The mechanical coupling elements or pins 26 are connected with successive pairs of these wires coupling successive ones of the resonators in the sections so that wave propagation through the sections or paths of the filters takes place alternately in opposite directions. Thus the electromechanical transducer 21 propagates waves in the direction of mechanical resonator 27 which resonates and propagates Waves in an opposite direction toward resonator 25 which in turn is coupled to a resonator 35 and causes it to resonate so that propagation of waves takes place in opposite directions in the two sections alternately with the final output being taken out at electromechanical transducer 23.

The electromechanical transducers 21, 23 are connected to the filter sections or one of the sections thereof so that they constitute end resonators of the vibrating system thereby materially assisting in making it possible to construct the resonator according to the invention in a very compact arrangement.

The resonators of the two sections according to the present embodiment are disposed extending parallel to each other within the respective sections and the two sections are parallel with respect to each other with the resonators of one section disposed axially with respect to the resonators of the other section and have their longitudinal axis offset in the manner shown in FIGS. 2 and 3 in a coplanar array thereby resulting in a compact arrangement. In this manner the end faces of the resonators to which the coupling pins 26 are soldered or otherwise secured are disposed opposite each other and the end faces of the resonators of a respective group are disposed substantially in parallelism. It will be understood that the arrangement of the vibrating system resonators can be U-shaped in the manner shown in FIG. 4 or other types of arrays or configurations employed so that the filter can be minified.

The electromechanical transducers are preferably constructed so that they exhibit the property of electrostriction. The transducers are made of a central element 37 having the property of electrostriction and preferably constituting a piece made of barium titanate ceramic disposed between two metal end pieces 39, 43 made of a high-speed steel or nickel alloy so that the transducers can be made relatively small and have a maximum conversion efiiciency and optimum temperature coefficient as indicated heretofore. The transducers are grounded to the filter case by leads 42, 43. The diameter and length of the transducers are so chosen that each transducer acts as an end resonator for a section of the filter.

The pins 26 coupling the end faces of the transducers to the respective resonators 27, 28 are connected to the transducers by means of a tapped and threaded connection so that the depth of the connection, and therefore the axial length of the coupling pins, can be controllably varied and the axial movement of the pins 26 controlled at this point for about a distance of two millimeters thereby to provide minute and precise adjustment of the frequency band or pass band of the respective section.

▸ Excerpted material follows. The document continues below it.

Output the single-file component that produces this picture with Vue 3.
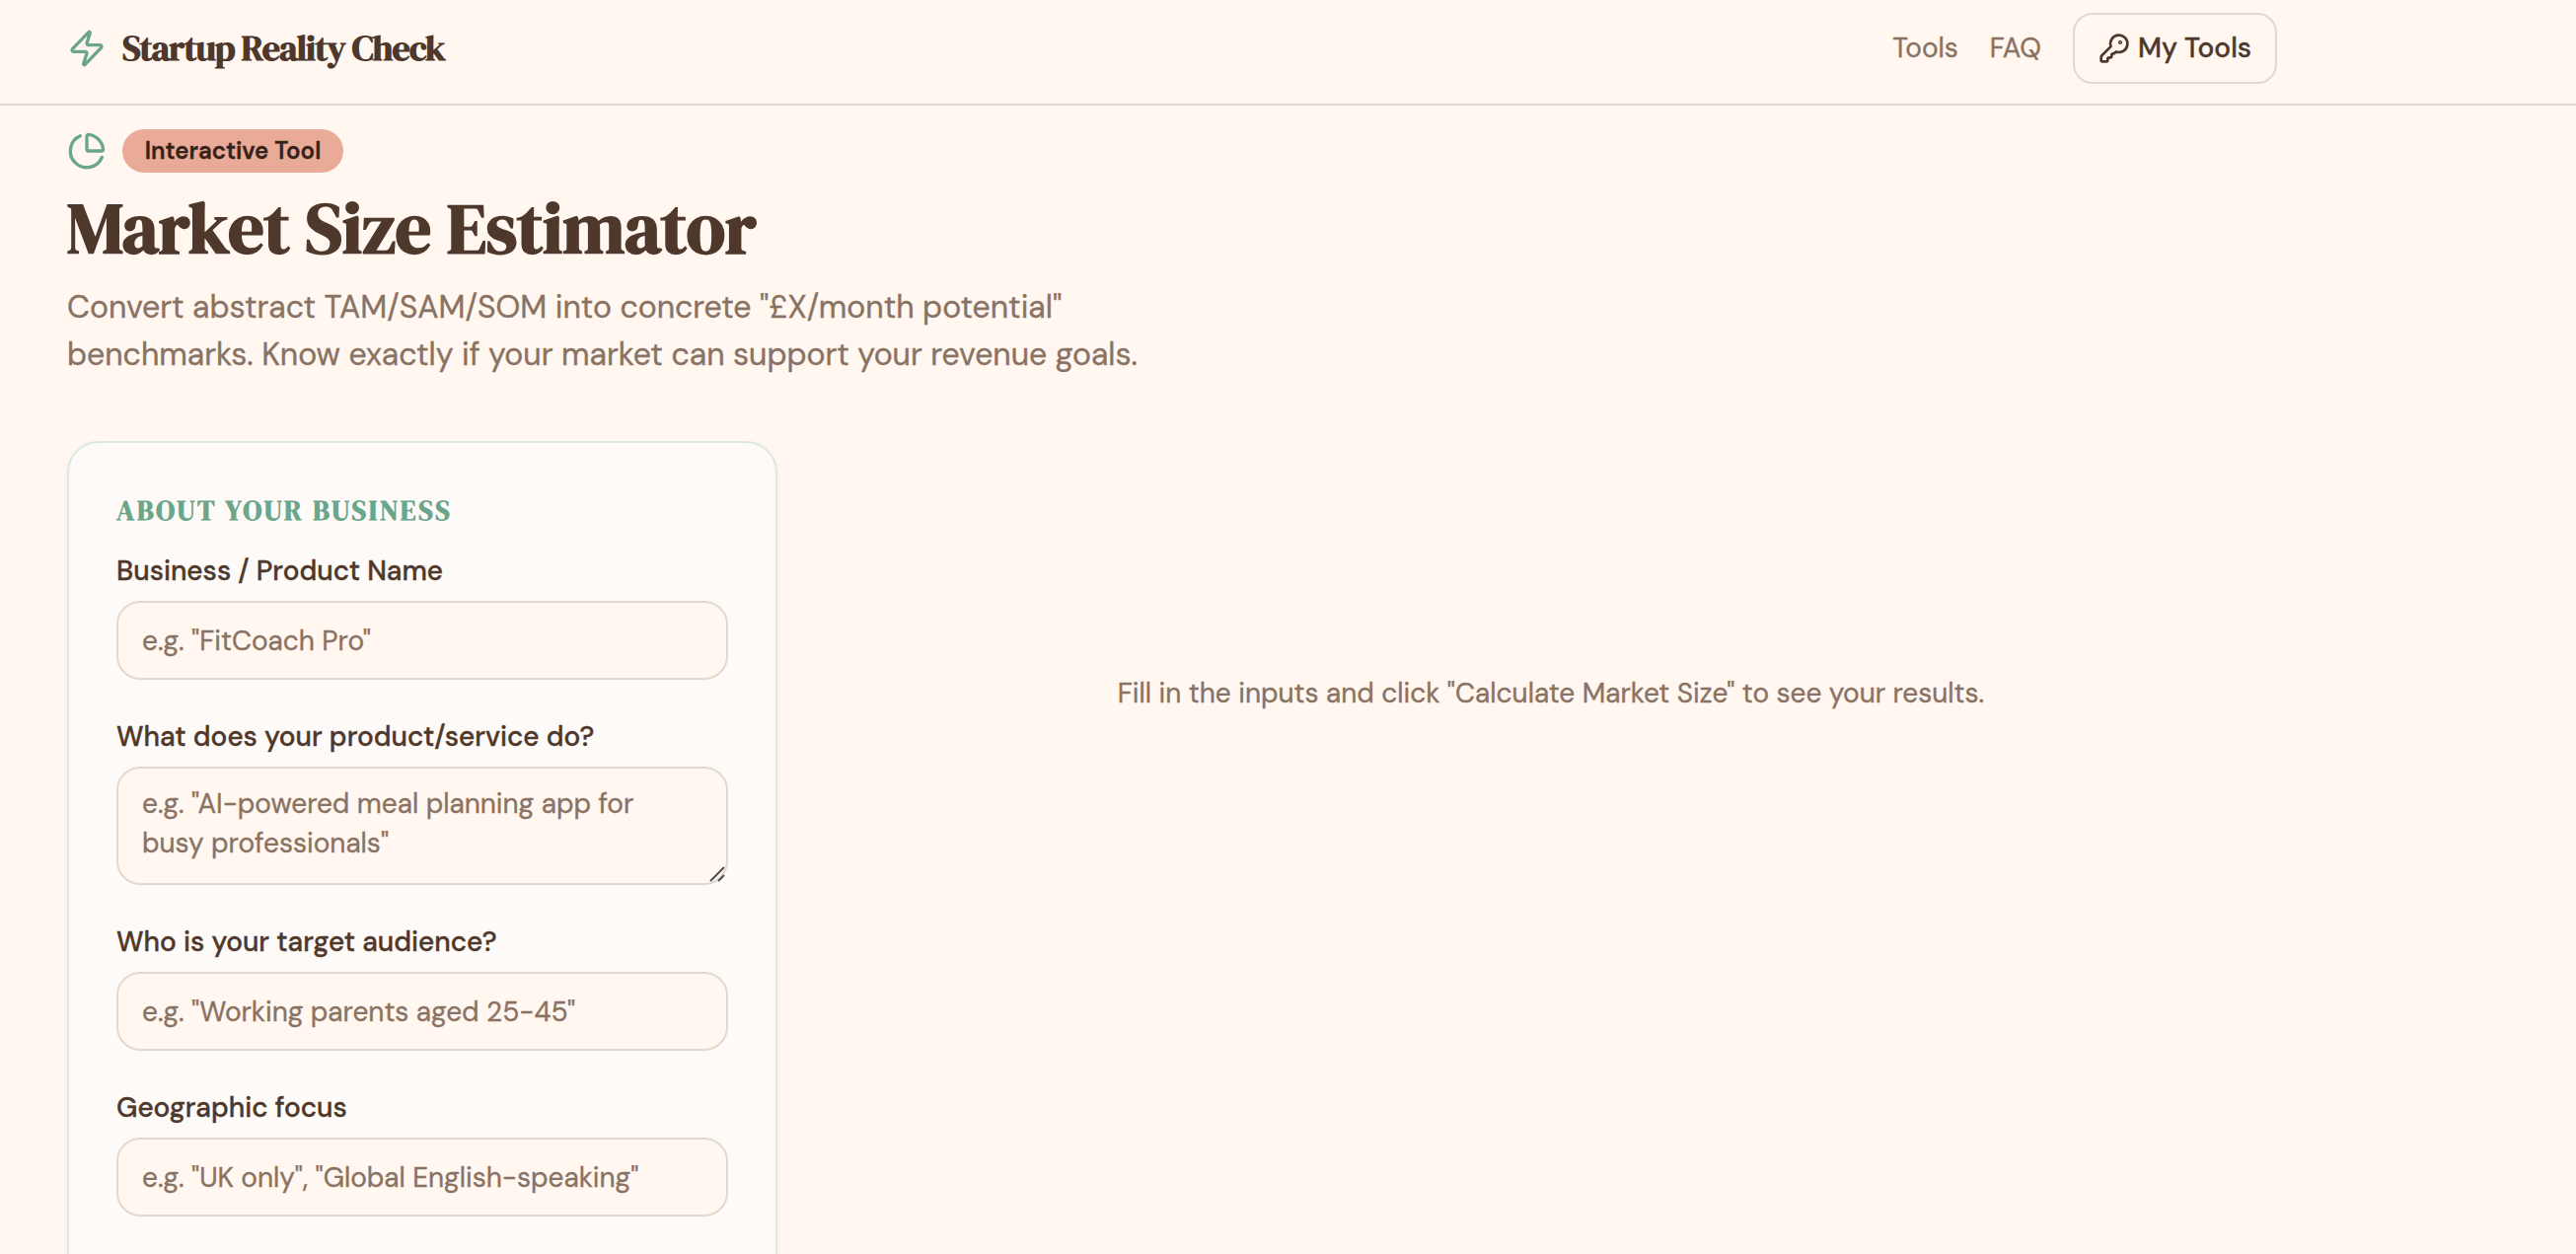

It will be understood that other materials may be used for the piece 37 as for example crystallized quartz or Rochelle salt, however, the construction of transducers using these two materials is more difficult than those using barium titanate ceramic since these materials are not artificial materials and it is preferable to make this type of transducer when using these non-artificial materials as an end section bonded to a resonator, not shown.

The vibrating system 9 is supported by supporting the transducers and resonators in vibration dampers made of viscolloid but this damper is inferior in its stability characteristics and other properties so that the filter is not as stable as it should be. According to the invention the filter vibrating system is preferably supported by gum means which has high stability and vibration proof properties. In the present embodiment the resonators and transducers are supported by strips of silicone rubber 46, 47 extending transversely of the filter case and secured thereto and shown diagrammatically in elevation view separately in FIG. 5 illustrating the manner in which the transducers and resonators extend axially transversely of the two strips.

In the example illustrated it is assumed the wave length of the coupling wires and the mechanical resonators is a quarter wave length but it will be understood that the wave length may be one quarter, one eighth, etc. and the diameter and length of the transducers and mechanical resonators and the natural resonance frequency of mechanical oscillation thereof is predetermined and so chosen as to function for the frequencies or pass band of the filter.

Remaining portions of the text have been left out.